God was propitiated to Abel through the blood of Christ, which makes propitiation for all sins. This is the only way to be found righteous by God. St. John writes, “But if anyone does sin, we have an advocate with the Father, Jesus Christ the righteous. He is the propitiation for our sins, and not for ours only but also for the sins of the whole world.” To be justified by God means to be forgiven. Only by being forgiven of your sins can you be found righteous before God. And only Jesus by his suffering and death can forgive you.
You might have noticed that the Scripture says that Jesus is the propitiation not only for our sins, but for the sins of the whole world. Indeed, Jesus died for all people and for all sins. This is why the tax collector could be so bold as to pray that God would be propitiated to him. He knew the promise. There is no one whose sin is so great that Jesus’ blood does not wash it all away.
This also shows the great tragedy for the Pharisee. Jesus shed his blood for the Pharisee too. Jesus made atonement for his sins. God is propitiated to the Pharisee by the blood of Christ! God loves the Pharisee! Yet, the Pharisee will not receive this forgiveness. He doesn’t want God’s righteousness as a gift. He traded in God's righteousness through faith for his own righteousness, which was rubbish. This is the danger of unbelief. It throws away a gift that God has won for all people.
The Pharisee’s righteousness fell short. And it showed. He held others in contempt. This is the fruit of self-righteousness: hatred. If you trust in yourself to be righteous, your righteousness will lead to hating others. You will try to make others seem worse than you in your own mind. You will despise those whom you think are worse than you and you will malign those, whom you fear are better than you. But the fruit of the righteousness through faith in Jesus is love. Because Jesus’ righteousness is given to those who in humility repent of their sins and consider others more significant than themselves. Faith in Christ means that you recognize that all people like you are in need of Jesus’ righteousness and that Jesus indeed died to save all people. And the righteousness that you receive through faith in Christ is real righteousness. Through faith, Jesus dwells in you. God now works in you to do works of love. This is why Jesus says, “They will know that you are my disciples, by how you love one another.”
This parable might look like it is about the Pharisee and the tax collector, those who are self-righteous and those who in faith repent of their sins and ask for forgiveness. But this parable is primarily about God and his great mercy for us in Christ Jesus. God is more willing to hear than we are to pray. He is more willing to forgive than we are to ask for mercy. God’s desire is for you to be righteous in his sight through faith in his Son. God is ready to exalt those who humble themselves, even as he is ready to humble those who exalt themselves.
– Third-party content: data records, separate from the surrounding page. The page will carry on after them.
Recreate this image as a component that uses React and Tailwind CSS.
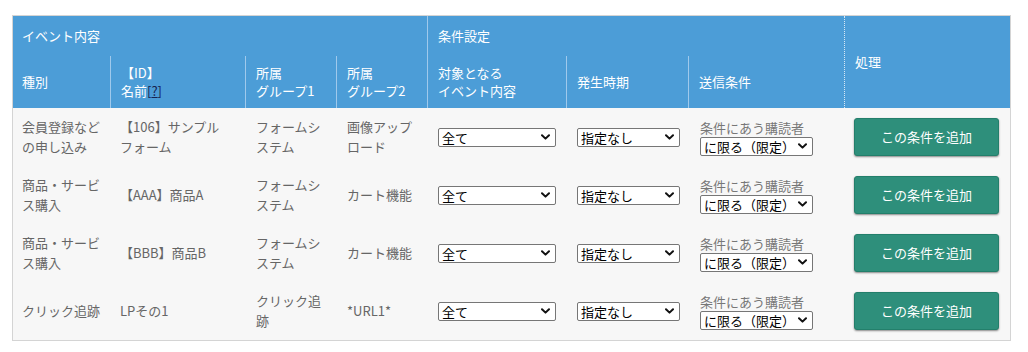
import React from "react";

const FONT = { fontFamily: '"Noto Sans CJK JP", "Noto Sans", sans-serif' };

function Chevron() {
  return (
    <svg className="pointer-events-none absolute right-[5px] top-1/2 -translate-y-1/2" width="9" height="6" viewBox="0 0 9 6">
      <path d="M1 1.2 L4.5 4.6 L8 1.2" fill="none" stroke="#111" strokeWidth="2" strokeLinecap="round" strokeLinejoin="round" />
    </svg>
  );
}

function Sel({ w, value }) {
  return (
    <div className={`relative h-[19px] rounded-[2px] border border-[#767676] bg-white ${w}`}>
      <select
        defaultValue={value}
        className="block h-full w-full appearance-none bg-transparent pl-[3px] pr-[14px] text-[13px] leading-[17px] text-black outline-none"
        style={FONT}
      >
        <option>{value}</option>
      </select>
      <Chevron />
    </div>
  );
}

const rows = [
  { kind: ["会員登録など", "の申し込み"], name: ["【106】サンプル", "フォーム"], g1: ["フォームシ", "ステム"], g2: ["画像アップ", "ロード"] },
  { kind: ["商品・サービ", "ス購入"], name: ["【AAA】商品A"], g1: ["フォームシ", "ステム"], g2: ["カート機能"] },
  { kind: ["商品・サービ", "ス購入"], name: ["【BBB】商品B"], g1: ["フォームシ", "ステム"], g2: ["カート機能"] },
  { kind: ["クリック追跡"], name: ["LPその1"], g1: ["クリック追", "跡"], g2: ["*URL1*"] },
];

function Lines({ lines }) {
  return (
    <div className="whitespace-nowrap text-[13px] leading-[20px] text-[#666]">
      {lines.map((l, i) => (
        <div key={i}>{l}</div>
      ))}
    </div>
  );
}

export default function App() {
  const hdr = "flex items-center text-[13px] leading-[18px] text-white whitespace-nowrap";
  const sep = "border-l border-[#9fc9ec]";
  const body = "flex h-[58px] items-center bg-[#f7f7f7]";
  return (
    <div className="min-h-[352px] bg-white pl-[12px] pt-[15px]" style={FONT}>
      <div className="w-[999px] border border-[#d4d4d4]">
        <div className="grid grid-cols-[97px_135px_91px_91px_139px_122px_156px_166px] grid-rows-[40px_52px] bg-[#4c9dd7]">
          <div className={`${hdr} col-span-4 pl-[9px]`}>イベント内容</div>
          <div className={`${hdr} col-span-3 ${sep} pl-[10px]`}>条件設定</div>
          <div className={`${hdr} row-span-2 border-l border-dotted border-[#d8e8f5] pl-[10px]`}>処理</div>

          <div className={`${hdr} pl-[9px]`}>種別</div>
          <div className={`${hdr} ${sep} pl-[10px]`}>
            <div>
              <div>【ID】</div>
              <div>
                名前<span className="text-[#16234f]">[<span className="underline">?</span>]</span>
              </div>
            </div>
          </div>
          <div className={`${hdr} ${sep} pl-[10px]`}>
            <div>
              <div>所属</div>
              <div>グループ1</div>
            </div>
          </div>
          <div className={`${hdr} ${sep} pl-[10px]`}>
            <div>
              <div>所属</div>
              <div>グループ2</div>
            </div>
          </div>
          <div className={`${hdr} ${sep} pl-[10px]`}>
            <div>
              <div>対象となる</div>
              <div>イベント内容</div>
            </div>
          </div>
          <div className={`${hdr} ${sep} pl-[10px]`}>発生時期</div>
          <div className={`${hdr} ${sep} pl-[10px]`}>送信条件</div>
        </div>

        <div className="grid grid-cols-[97px_135px_91px_91px_139px_122px_156px_166px]">
          {rows.map((r, i) => (
            <React.Fragment key={i}>
              <div className={`${body} pl-[9px]`}>
                <Lines lines={r.kind} />
              </div>
              <div className={`${body} pl-[10px]`}>
                <Lines lines={r.name} />
              </div>
              <div className={`${body} pl-[11px]`}>
                <Lines lines={r.g1} />
              </div>
              <div className={`${body} pl-[11px]`}>
                <Lines lines={r.g2} />
              </div>
              <div className={`${body} pl-[11px]`}>
                <Sel w="w-[118px]" value="全て" />
              </div>
              <div className={`${body} pl-[11px]`}>
                <Sel w="w-[103px]" value="指定なし" />
              </div>
              <div className={`${body} pl-[12px]`}>
                <div className="flex flex-col">
                  <div className="text-[13px] leading-[18px] text-[#777]">条件にあう購読者</div>
                  <Sel w="w-[113px]" value="に限る（限定）" />
                </div>
              </div>
              <div className={`${body} pl-[10px]`}>
                <button
                  className="h-[38px] w-[145px] rounded-[3px] border border-[#237f6b] bg-[#2e8f7b] text-[13px] text-white shadow-[0_1px_2px_rgba(0,0,0,0.45)]"
                  style={FONT}
                >
                  この条件を追加
                </button>
              </div>
            </React.Fragment>
          ))}
        </div>
      </div>
    </div>
  );
}
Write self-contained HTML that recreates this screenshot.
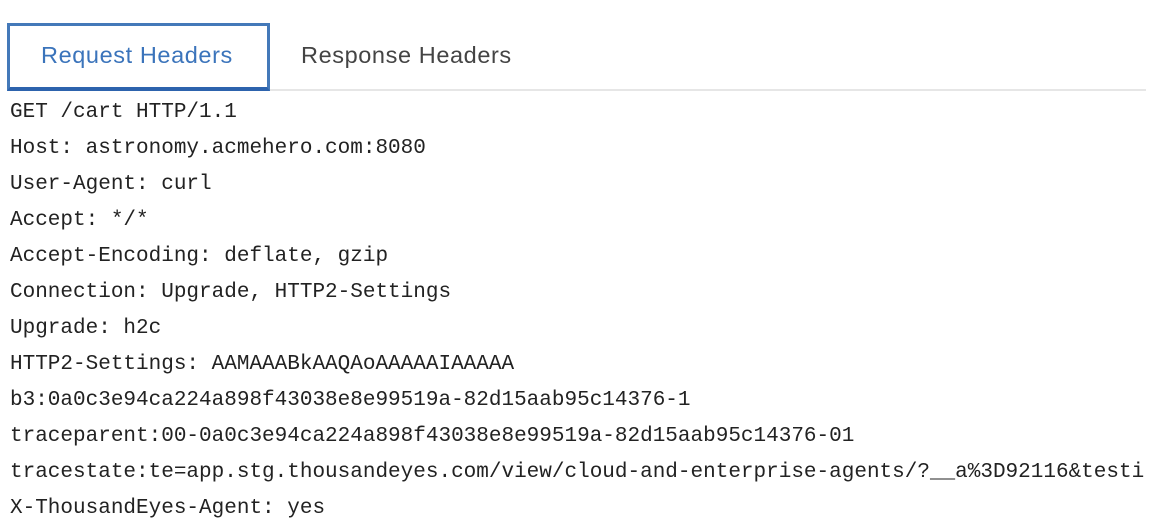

Jesus sacrificial death, which propitiates God to us gives us the courage to ask God for the greatest things imaginable, even eternal peace with him, no matter how terribly we’ve sinned against him. May we learn from the tax collector to be confident in our God’s mercy. Do not be afraid to confess your sins and humble yourself before God. By the merits of Christ, God will raise you up. For Christ’s sake you are righteous in God’s sight. Do not trust in yourself that you are righteous. Trust in God that you are righteous for Christ’s sake. Amen.